Friday, July 15, 7:30 p.m.
“Children of the Whirlwind”
(Arrow Pictures, 1925)
Lionel Barrymore stars in this melodrama about a recently paroled prisoner who attempts to go straight, but is threatened by three of his old gang members. Earlier this year, the Library of Congress film lab preserved this rarely seen silent movie. Directed by Whitman Bennett, the film also features Johnnie Walker and Marguerite De La Motte. Phil Carli will provide musical accompaniment.

Saturday, July 16, 7:30 p.m.
“The Cardboard Lover”
(MGM, 1928)
In this romantic comedy, Marion Davies stars as Sally, a flighty American tourist in Europe who falls for a French tennis champion who already has a girlfriend. Directed by Robert Z. Leonard, this silent film also features Nils Asther and Jetta Goudal in supporting roles. Ben Model will provide musical accompaniment.
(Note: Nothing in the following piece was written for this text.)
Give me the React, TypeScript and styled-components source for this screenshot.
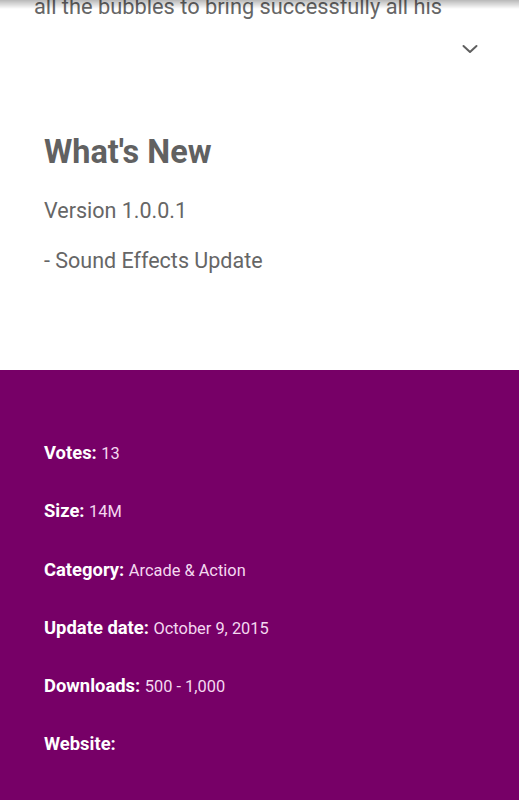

Thursday, July 21, 7:30 p.m.
“The Killers”
(Universal, 1946)
Burt Lancaster and Ava Gardner star in this film noir classic about an insurance investigator who uncovers a string of crimes when he tries to find a murdered boxer's beneficiary. Directed by Robert Siodmak, the movie was selected in 2008 for preservation to the National Film Registry.

Friday, July 22, 7:30 p.m.
“Star Trek IV”
(Universal, 1986)
Leonard Nimoy directed and stars in this science fiction adventure in which Captain Kirk and his crew go back in time to save Earth from an alien probe. The cast also includes William Shatner and DeForest Kelley.

Saturday, July 23, 2:00 p.m.
“Flight of the Navigator”
(Walt Disney, Buena Vista, 1986)
In this science fiction adventure, a 12-year-old boy travels eight years into the future, finding that he possesses an amazing ability to navigate an alien spacecraft. Directed by Randal Kleise, this family film stars Joey Cramer, Veronica Cartwright and Sarah Jessica Parker.

Thursday, July 28, 7:30 p.m.
“Imitation of Life”
(Universal, 1934)
Claudette Colbert and Louise Beavers portray a widow and her housekeeper who go into business together and become wealthy, but their relationship with their daughters becomes strained over the years. Directed by John M. Stahl, this first adaptation of Fannie Hurst’s dramatic novel was named to the National Film Registry in 2005.

Friday, July 29, 7:30 p.m.
(Orion, 1985)
Akira Kurosawa's last samurai epic concerns an aging lord’s decision to retire, bringing out the worst in his sons. Produced in Japanese with English subtitles, this historical war drama stars Tatsuya Nakadai, Akira Terao and Jinpachi Nezu.

Saturday, July 30, 7:30 p.m.
(United Artists, 1964)
Sean Connery as secret agent James Bond uncovers a plot to contaminate the Fort Knox gold reserve. Directed by Guy Hamiltion, this spy thriller also stars Honor Blackman and Gert Fröbe.